Mi deseo hoy día, mis hermanos, es que volvamos a poner nuestra atención en los principios básicos de los Servicios de Bienestar. Vuelvo a repetir que estos servicios no son tan sólo un programa; son el evangelio en acción; sus principios son los principios del evangelio; son la norma cristiana en los asuntos temporales.
Es ni¡ deseo que podamos aprender de las Escrituras y de los consejos que nos dan los Profetas, y que hagamos lo que esté de nuestra parte para mantenernos a nosotros mismos, velar por nuestras familias, y contribuir generosa y humildemente con nuestra porción para ayudar a aquellos menos afortunados que nosotros. Permitidme citar, para concluir, algo que dijo el rey Benjamín, quien al término de su ministerio tuvo este sabio consejo para los miembros de la Iglesia que habían vivido bajo su inspirado liderazgo por muchos años:
«Y he aquí, os digo que si hacéis esto ‘ siempre os regocijaréis, y seréis llenos del amor de Dios y siempre retendréis la remisión de vuestros pecados. . .

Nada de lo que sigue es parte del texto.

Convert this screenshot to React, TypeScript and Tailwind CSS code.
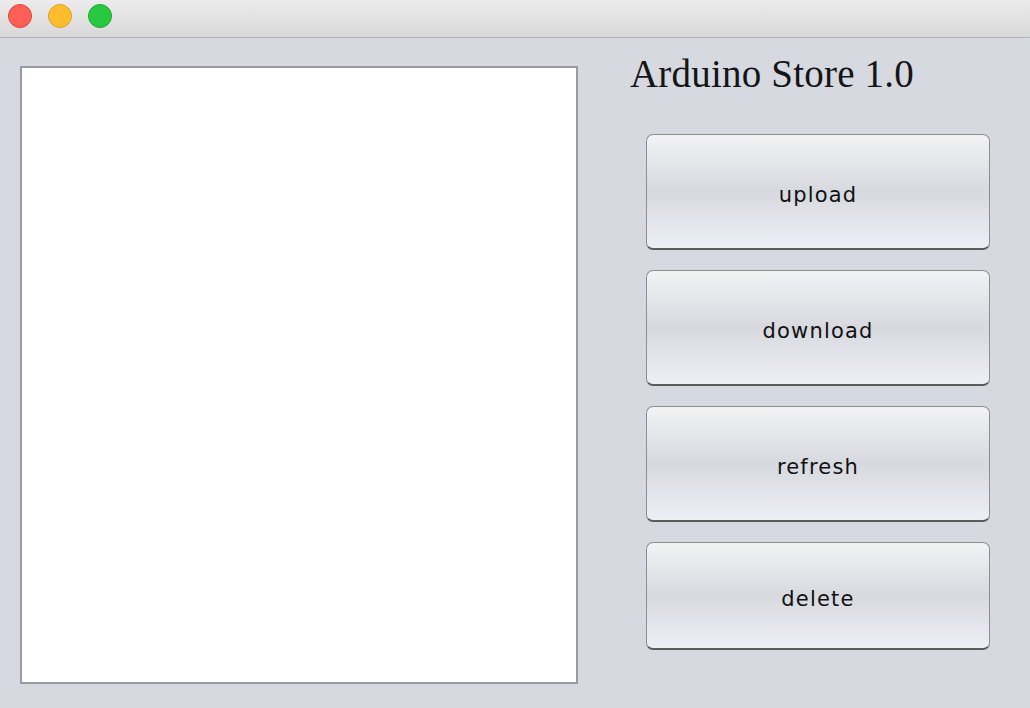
import React from "react";

const BUTTONS = [
  { label: "upload", h: "h-[116px]" },
  { label: "download", h: "h-[116px]" },
  { label: "refresh", h: "h-[116px]" },
  { label: "delete", h: "h-[108px]" },
];

function TrafficLight({ color, ring }: { color: string; ring: string }) {
  return <div className={`w-[24px] h-[24px] rounded-full border ${color} ${ring}`} />;
}

export default function App() {
  return (
    <div className="w-[1030px] h-[708px] bg-[#d6d9e0] flex flex-col overflow-hidden">
      <div className="h-[38px] shrink-0 bg-gradient-to-b from-[#ececec] to-[#d8d8d8] border-b border-[#b4b4b4] flex items-center gap-[16px] pl-[8px] pb-[6px]">
        <TrafficLight color="bg-[#fe5f57]" ring="border-[#e0443e]" />
        <TrafficLight color="bg-[#febc2e]" ring="border-[#dea123]" />
        <TrafficLight color="bg-[#28c840]" ring="border-[#1aab29]" />
      </div>

      <div className="flex flex-1">
        <div className="pl-[20px] pt-[28px]">
          <div className="w-[558px] h-[618px] bg-white border-2 border-[#999aa4]" />
        </div>

        <div className="flex flex-col pl-[52px]">
          <h1
            className="h-[38px] text-[39px] leading-[38px] tracking-[0.2px] text-[#151515] mt-[17px]"
            style={{ fontFamily: '"Liberation Serif", serif' }}
          >
            Arduino Store 1.0
          </h1>
          <div className="flex flex-col gap-[20px] ml-[16px] mt-[41px]">
            {BUTTONS.map((b) => (
              <button
                key={b.label}
                className={`w-[344px] ${b.h} rounded-[7px] border border-[#8e8e8e] border-b-[#5c5c5c] border-b-2 bg-gradient-to-b from-[#f2f3f5] via-[#d7d9df] to-[#eef0f7] pt-[8px] text-[21px] tracking-[1.2px] text-[#111] flex items-center justify-center`}
                style={{ fontFamily: '"DejaVu Sans", sans-serif' }}
              >
                {b.label}
              </button>
            ))}
          </div>
        </div>
      </div>
    </div>
  );
}
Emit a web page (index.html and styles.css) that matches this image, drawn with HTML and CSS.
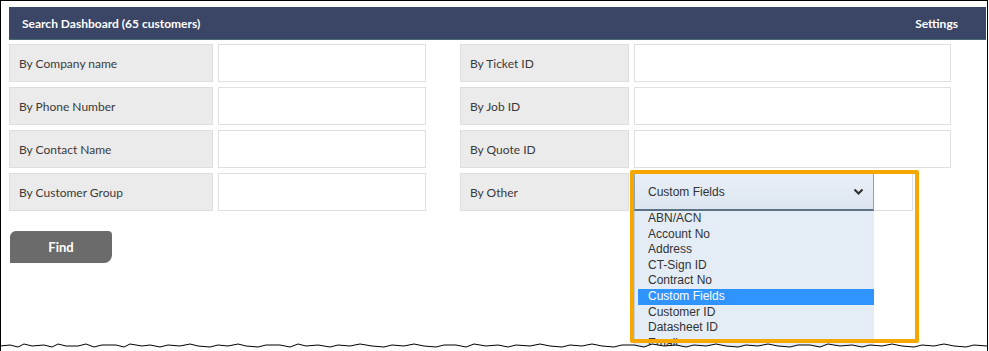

Y ahora por el bien de estas cosas que os he hablado, es decir, por el bien de retener la remisión de vuestros pecados de día en día, a fin de que andéis sin culpa ante Dios, quisiera que de vuestros bienes dieseis al pobre, cada cual según lo que tuviere, tal como alimentar al hambriento, vestir al desnudo, visitar al enfermo, y ministrar para su alivio, tanto espiritual como temporalmente, según sus necesidades.
Y mirad que se hagan todas estas cosas con prudencia y orden . . . (Mosíah 4:12, 26 -27.)
Que podamos tener disciplina y sabiduría y vivir para implantar estos grandes principios, es mi ruego en el nombre de Jesucristo, nuestro Redentor. Amén.